Data extracted from a collection:
-- -- --

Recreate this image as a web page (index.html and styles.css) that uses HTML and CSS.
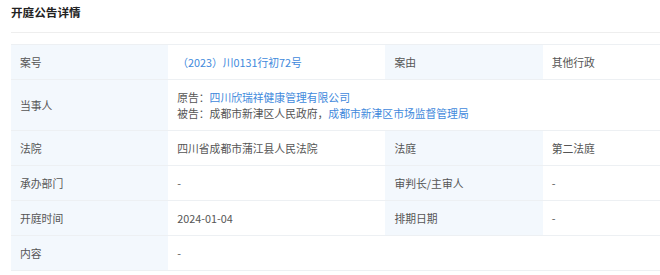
FILE: index.html
```html
<!DOCTYPE html>
<html lang="zh">
<head>
<meta charset="utf-8">
<link rel="stylesheet" href="styles.css">
</head>
<body>
<div class="page">
  <div class="title">开庭公告详情</div>
  <div class="rule"></div>
  <table class="detail">
    <colgroup>
      <col class="c-label"><col class="c-value"><col class="c-label"><col class="c-value">
    </colgroup>
    <tr class="r35">
      <td class="label">案号</td>
      <td class="value link">（2023）川0131行初72号</td>
      <td class="label">案由</td>
      <td class="value">其他行政</td>
    </tr>
    <tr class="r51">
      <td class="label">当事人</td>
      <td class="value party" colspan="3">
        <div>原告：<span class="link">四川欣瑞祥健康管理有限公司</span></div>
        <div>被告：成都市新津区人民政府，<span class="link">成都市新津区市场监督管理局</span></div>
      </td>
    </tr>
    <tr class="r35">
      <td class="label">法院</td>
      <td class="value">四川省成都市蒲江县人民法院</td>
      <td class="label">法庭</td>
      <td class="value">第二法庭</td>
    </tr>
    <tr class="r35">
      <td class="label">承办部门</td>
      <td class="value">-</td>
      <td class="label">审判长/主审人</td>
      <td class="value">-</td>
    </tr>
    <tr class="r35">
      <td class="label">开庭时间</td>
      <td class="value">2024-01-04</td>
      <td class="label">排期日期</td>
      <td class="value">-</td>
    </tr>
    <tr class="r35">
      <td class="label">内容</td>
      <td class="value" colspan="3">-</td>
    </tr>
  </table>
</div>
</body>
</html>
```

FILE: styles.css
```css
html, body {
  margin: 0;
  padding: 0;
  background: #ffffff;
  overflow: hidden;
}
body {
  font-family: "Noto Sans CJK SC", "Noto Sans", sans-serif;
  color: #333333;
}
.page {
  padding: 3px 0 0 11px;
  width: 760px;
}
.title {
  font-size: 11.6px;
  font-weight: bold;
  color: #222222;
  line-height: 18px;
}
.rule {
  margin-top: 11px;
  height: 1px;
  background: #eeeeee;
}
.detail {
  margin-top: 11px;
  border-collapse: collapse;
  table-layout: fixed;
  width: 749px;
  font-size: 10.8px;
  color: #555555;
}
.c-label { width: 157px; }
.c-value { width: 217px; }
.detail td {
  border-bottom: 1px solid #edf0f3;
  border-top: 1px solid #edf0f3;
  padding: 0 9px;
  vertical-align: middle;
  white-space: nowrap;
}
.r35 td { height: 34px; }
.r51 td { height: 50px; }
.label {
  background: #f3f8fd;
}
.value {
  background: #ffffff;
}
.link {
  color: #4189dc;
}
.party div {
  line-height: 16px;
}
```
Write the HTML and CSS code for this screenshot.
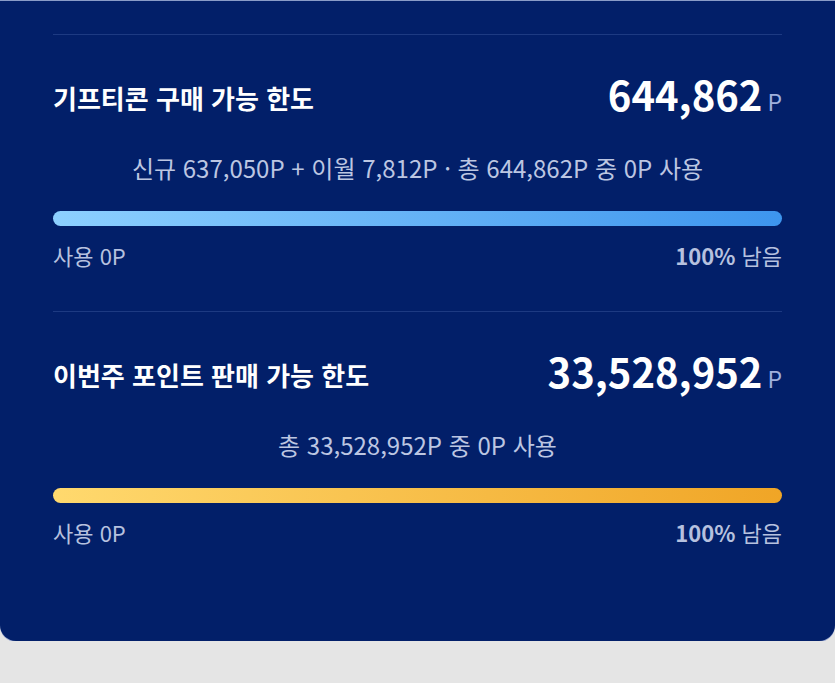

-- -- --

Aim of the exercise:
With the pictures left out, transcribe the material exactly.

Answer in full:
Recreate this image as a web page (index.html and styles.css) that uses HTML and CSS.
FILE: index.html
```html
<!DOCTYPE html>
<html lang="zh">
<head>
<meta charset="utf-8">
<link rel="stylesheet" href="styles.css">
</head>
<body>
<div class="page">
  <div class="title">开庭公告详情</div>
  <div class="rule"></div>
  <table class="detail">
    <colgroup>
      <col class="c-label"><col class="c-value"><col class="c-label"><col class="c-value">
    </colgroup>
    <tr class="r35">
      <td class="label">案号</td>
      <td class="value link">（2023）川0131行初72号</td>
      <td class="label">案由</td>
      <td class="value">其他行政</td>
    </tr>
    <tr class="r51">
      <td class="label">当事人</td>
      <td class="value party" colspan="3">
        <div>原告：<span class="link">四川欣瑞祥健康管理有限公司</span></div>
        <div>被告：成都市新津区人民政府，<span class="link">成都市新津区市场监督管理局</span></div>
      </td>
    </tr>
    <tr class="r35">
      <td class="label">法院</td>
      <td class="value">四川省成都市蒲江县人民法院</td>
      <td class="label">法庭</td>
      <td class="value">第二法庭</td>
    </tr>
    <tr class="r35">
      <td class="label">承办部门</td>
      <td class="value">-</td>
      <td class="label">审判长/主审人</td>
      <td class="value">-</td>
    </tr>
    <tr class="r35">
      <td class="label">开庭时间</td>
      <td class="value">2024-01-04</td>
      <td class="label">排期日期</td>
      <td class="value">-</td>
    </tr>
    <tr class="r35">
      <td class="label">内容</td>
      <td class="value" colspan="3">-</td>
    </tr>
  </table>
</div>
</body>
</html>
```

FILE: styles.css
```css
html, body {
  margin: 0;
  padding: 0;
  background: #ffffff;
  overflow: hidden;
}
body {
  font-family: "Noto Sans CJK SC", "Noto Sans", sans-serif;
  color: #333333;
}
.page {
  padding: 3px 0 0 11px;
  width: 760px;
}
.title {
  font-size: 11.6px;
  font-weight: bold;
  color: #222222;
  line-height: 18px;
}
.rule {
  margin-top: 11px;
  height: 1px;
  background: #eeeeee;
}
.detail {
  margin-top: 11px;
  border-collapse: collapse;
  table-layout: fixed;
  width: 749px;
  font-size: 10.8px;
  color: #555555;
}
.c-label { width: 157px; }
.c-value { width: 217px; }
.detail td {
  border-bottom: 1px solid #edf0f3;
  border-top: 1px solid #edf0f3;
  padding: 0 9px;
  vertical-align: middle;
  white-space: nowrap;
}
.r35 td { height: 34px; }
.r51 td { height: 50px; }
.label {
  background: #f3f8fd;
}
.value {
  background: #ffffff;
}
.link {
  color: #4189dc;
}
.party div {
  line-height: 16px;
}
```
Write the HTML and CSS code for this screenshot.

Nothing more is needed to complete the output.